While the agreement, which goes into place in January, does not yet stipulate limits on the squid catch, it requires the gathering of data and samples to inform fishery records and vital scientific inquiries into the valuable marine creature.

“Ideally, states should be able to align both in science and management, and the same should apply in international waters,” said Alfonso Miranda, the Lima, Peru-based president of Calamasur, a new industry group that advocates for sustainable jumbo squid fishing.

In a 2018 paper in Science, Dr. Pinsky projected that compared with a scenario of reduced emissions, the current fossil fuel emissions trajectory would result in 23 percent more fish populations crossing international boundaries by 2060.

According to at least the preponderance of international fishing agreements, though, it is as if no such upheaval is underway.

For a paper published in Nature Sustainability in February, Kimberly L. Oremus, a marine policy expert at the University of Delaware, reviewed 127 such agreements and found that not one had language explicitly addressing climate change-driven losses of fishing stocks from exclusive economic zones.

Global fishing regulation is instead predicated on an increasingly outdated concept of fish populations as static in their historical ranges and renewable within national jurisdictions.

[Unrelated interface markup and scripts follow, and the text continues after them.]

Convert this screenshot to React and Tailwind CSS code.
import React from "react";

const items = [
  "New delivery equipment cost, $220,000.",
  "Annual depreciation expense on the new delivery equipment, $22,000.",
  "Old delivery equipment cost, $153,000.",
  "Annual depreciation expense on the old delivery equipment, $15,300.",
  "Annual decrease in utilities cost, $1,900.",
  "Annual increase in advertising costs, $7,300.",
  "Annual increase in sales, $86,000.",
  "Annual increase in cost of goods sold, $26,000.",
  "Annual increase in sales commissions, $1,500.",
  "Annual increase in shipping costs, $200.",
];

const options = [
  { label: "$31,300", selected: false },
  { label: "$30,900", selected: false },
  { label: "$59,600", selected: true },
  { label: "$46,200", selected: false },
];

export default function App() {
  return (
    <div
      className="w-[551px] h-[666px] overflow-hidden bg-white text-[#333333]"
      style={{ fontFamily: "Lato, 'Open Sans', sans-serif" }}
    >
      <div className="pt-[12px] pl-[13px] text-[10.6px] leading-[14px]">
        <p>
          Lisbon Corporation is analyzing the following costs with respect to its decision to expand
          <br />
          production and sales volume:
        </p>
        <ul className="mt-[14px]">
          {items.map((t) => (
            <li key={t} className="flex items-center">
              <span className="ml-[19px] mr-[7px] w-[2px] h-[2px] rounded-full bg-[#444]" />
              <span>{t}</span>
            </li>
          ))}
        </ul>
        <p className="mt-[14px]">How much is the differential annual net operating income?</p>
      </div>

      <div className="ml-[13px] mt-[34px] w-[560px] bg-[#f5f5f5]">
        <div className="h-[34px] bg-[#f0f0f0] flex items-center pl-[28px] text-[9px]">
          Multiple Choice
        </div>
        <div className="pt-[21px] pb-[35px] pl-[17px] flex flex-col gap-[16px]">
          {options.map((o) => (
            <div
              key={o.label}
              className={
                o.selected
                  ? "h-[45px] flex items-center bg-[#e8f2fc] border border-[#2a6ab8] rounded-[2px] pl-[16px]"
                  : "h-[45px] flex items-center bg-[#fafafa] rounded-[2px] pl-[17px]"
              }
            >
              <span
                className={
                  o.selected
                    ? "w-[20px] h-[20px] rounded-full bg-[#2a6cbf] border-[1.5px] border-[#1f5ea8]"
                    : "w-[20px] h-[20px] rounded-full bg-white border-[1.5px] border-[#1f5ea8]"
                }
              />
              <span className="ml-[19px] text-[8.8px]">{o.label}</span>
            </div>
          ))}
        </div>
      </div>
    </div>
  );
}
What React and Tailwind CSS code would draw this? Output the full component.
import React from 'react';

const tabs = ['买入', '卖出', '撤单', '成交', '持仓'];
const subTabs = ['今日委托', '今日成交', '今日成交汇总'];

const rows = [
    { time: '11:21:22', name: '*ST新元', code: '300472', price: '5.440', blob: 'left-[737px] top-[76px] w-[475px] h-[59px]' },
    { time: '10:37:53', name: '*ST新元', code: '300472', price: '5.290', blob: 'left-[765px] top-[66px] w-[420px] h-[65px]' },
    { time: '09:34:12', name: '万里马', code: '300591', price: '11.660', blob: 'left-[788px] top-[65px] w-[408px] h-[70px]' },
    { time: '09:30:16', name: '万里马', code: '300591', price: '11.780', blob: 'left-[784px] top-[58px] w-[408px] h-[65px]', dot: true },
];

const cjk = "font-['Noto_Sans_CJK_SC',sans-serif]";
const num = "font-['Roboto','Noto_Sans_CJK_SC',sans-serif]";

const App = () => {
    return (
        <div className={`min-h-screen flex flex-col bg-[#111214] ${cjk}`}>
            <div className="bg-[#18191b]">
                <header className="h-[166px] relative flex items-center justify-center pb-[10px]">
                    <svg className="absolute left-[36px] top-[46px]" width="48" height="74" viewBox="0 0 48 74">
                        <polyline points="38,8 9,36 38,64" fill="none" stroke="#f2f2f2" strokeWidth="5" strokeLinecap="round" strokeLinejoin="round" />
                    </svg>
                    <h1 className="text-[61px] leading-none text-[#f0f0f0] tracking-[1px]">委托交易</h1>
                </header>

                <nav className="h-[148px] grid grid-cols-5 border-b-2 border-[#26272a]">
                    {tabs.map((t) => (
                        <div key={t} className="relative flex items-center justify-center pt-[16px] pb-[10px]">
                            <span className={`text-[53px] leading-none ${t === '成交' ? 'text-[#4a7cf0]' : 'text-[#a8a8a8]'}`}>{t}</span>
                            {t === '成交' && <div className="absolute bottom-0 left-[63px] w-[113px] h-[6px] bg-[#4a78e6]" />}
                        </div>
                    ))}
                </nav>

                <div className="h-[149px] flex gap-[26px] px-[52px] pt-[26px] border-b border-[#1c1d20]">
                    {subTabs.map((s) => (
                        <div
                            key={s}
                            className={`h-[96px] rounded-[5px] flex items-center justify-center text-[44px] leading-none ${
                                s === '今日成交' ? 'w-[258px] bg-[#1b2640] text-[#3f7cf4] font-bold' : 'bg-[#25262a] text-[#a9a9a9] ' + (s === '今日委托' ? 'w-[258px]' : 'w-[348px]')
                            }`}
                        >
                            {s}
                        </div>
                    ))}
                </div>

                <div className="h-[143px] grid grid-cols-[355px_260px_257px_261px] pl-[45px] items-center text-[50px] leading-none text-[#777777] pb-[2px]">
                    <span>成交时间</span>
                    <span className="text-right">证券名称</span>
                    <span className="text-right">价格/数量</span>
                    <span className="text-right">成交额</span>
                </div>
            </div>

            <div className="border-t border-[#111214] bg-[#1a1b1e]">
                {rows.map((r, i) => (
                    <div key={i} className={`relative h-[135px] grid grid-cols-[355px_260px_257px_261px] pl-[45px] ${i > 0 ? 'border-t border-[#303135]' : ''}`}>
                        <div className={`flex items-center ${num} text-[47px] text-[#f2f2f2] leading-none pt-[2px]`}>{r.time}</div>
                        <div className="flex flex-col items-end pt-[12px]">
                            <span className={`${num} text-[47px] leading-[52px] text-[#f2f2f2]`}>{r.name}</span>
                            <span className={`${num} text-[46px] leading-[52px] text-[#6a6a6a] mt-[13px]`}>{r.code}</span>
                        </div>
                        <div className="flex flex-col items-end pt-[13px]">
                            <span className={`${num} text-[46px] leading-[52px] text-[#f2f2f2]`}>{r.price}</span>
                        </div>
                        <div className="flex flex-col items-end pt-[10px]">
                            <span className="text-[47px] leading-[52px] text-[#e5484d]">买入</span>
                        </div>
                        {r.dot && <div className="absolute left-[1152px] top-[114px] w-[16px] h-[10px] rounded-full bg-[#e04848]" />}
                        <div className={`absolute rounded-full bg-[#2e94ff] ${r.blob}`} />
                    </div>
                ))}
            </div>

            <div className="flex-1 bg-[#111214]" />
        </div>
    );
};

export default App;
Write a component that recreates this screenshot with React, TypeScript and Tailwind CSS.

Seeking to develop a global model for managing ocean resources in the face of climate change, the Environmental Defense Fund is coordinating a sprawling research effort among South American scientists to better understand the evolution of fisheries within South Pacific’s Humboldt Current, which sweeps north from Chile’s midpoint to southern Ecuador and then flows westward, driving about 20 percent of worldwide fishing.

Kristin Kleisner, a senior scientist at the fund, is testing models that could permit more accurate projections of how the jumbo squid and other marine life within the current will fluctuate from year to year.

The willingness on the part of scientists from Ecuador, Peru and Chile to share data analysis and collaborate on this research front has imbued Dr. Kleisner with optimism that they can make the major strides necessary to best inform sustainable fishing practices in the region.

This cooperation, Dr. Kleisner said, is “actually really amazing because Chile and Peru had a maritime border dispute up until 2014.”

If policies don’t adapt to account for climate change’s effects on fish ranges, the global fishing industry could be thrown progressively into chaos.

Nations, especially those in the tropics, that face fish-stock losses could wind up having minimal incentive to fish sustainably and might tap as much of the resource as they can before it has fully departed. And nations that gain stocks, and thus lack specific agreements with other nations to manage them well, might fish them without respecting U.N. policies that demand sustainable fishing practices worldwide.

In the most famous example of such imbalance, the Northeast Atlantic mackerel that historically swam within a range managed by the European Union, Norway and the Faroe Islands started showing up in the Icelandic E.E.Z. in the mid-2000s. Unbound by a treaty, Icelandic fishers went after the stock without cooperating with the other parties, giving rise to still-simmering tensions known as the Mackerel Wars.

“The worst case is there’s no cooperation and we catch most of the fish that are out there,” Dr. Pinsky said of the future of global fishing regulation.

“And the last century of sustainable fisheries management goes out the window. In the best case, fisheries may become a bit less productive. And any given country will catch different species. But there will still be fisheries; they’ll still feed millions of people, and provide jobs for hundreds of thousands of people.”

As for Mr. Yañez, the Chilean squid fisherman, he prays that sustainability measures will keep alive a tradition that runs deep in his blood. He envisions a day when his children and grandchildren will suit up and take to the night waters in search of a rich bounty of squid drawn from the mysterious fathoms below.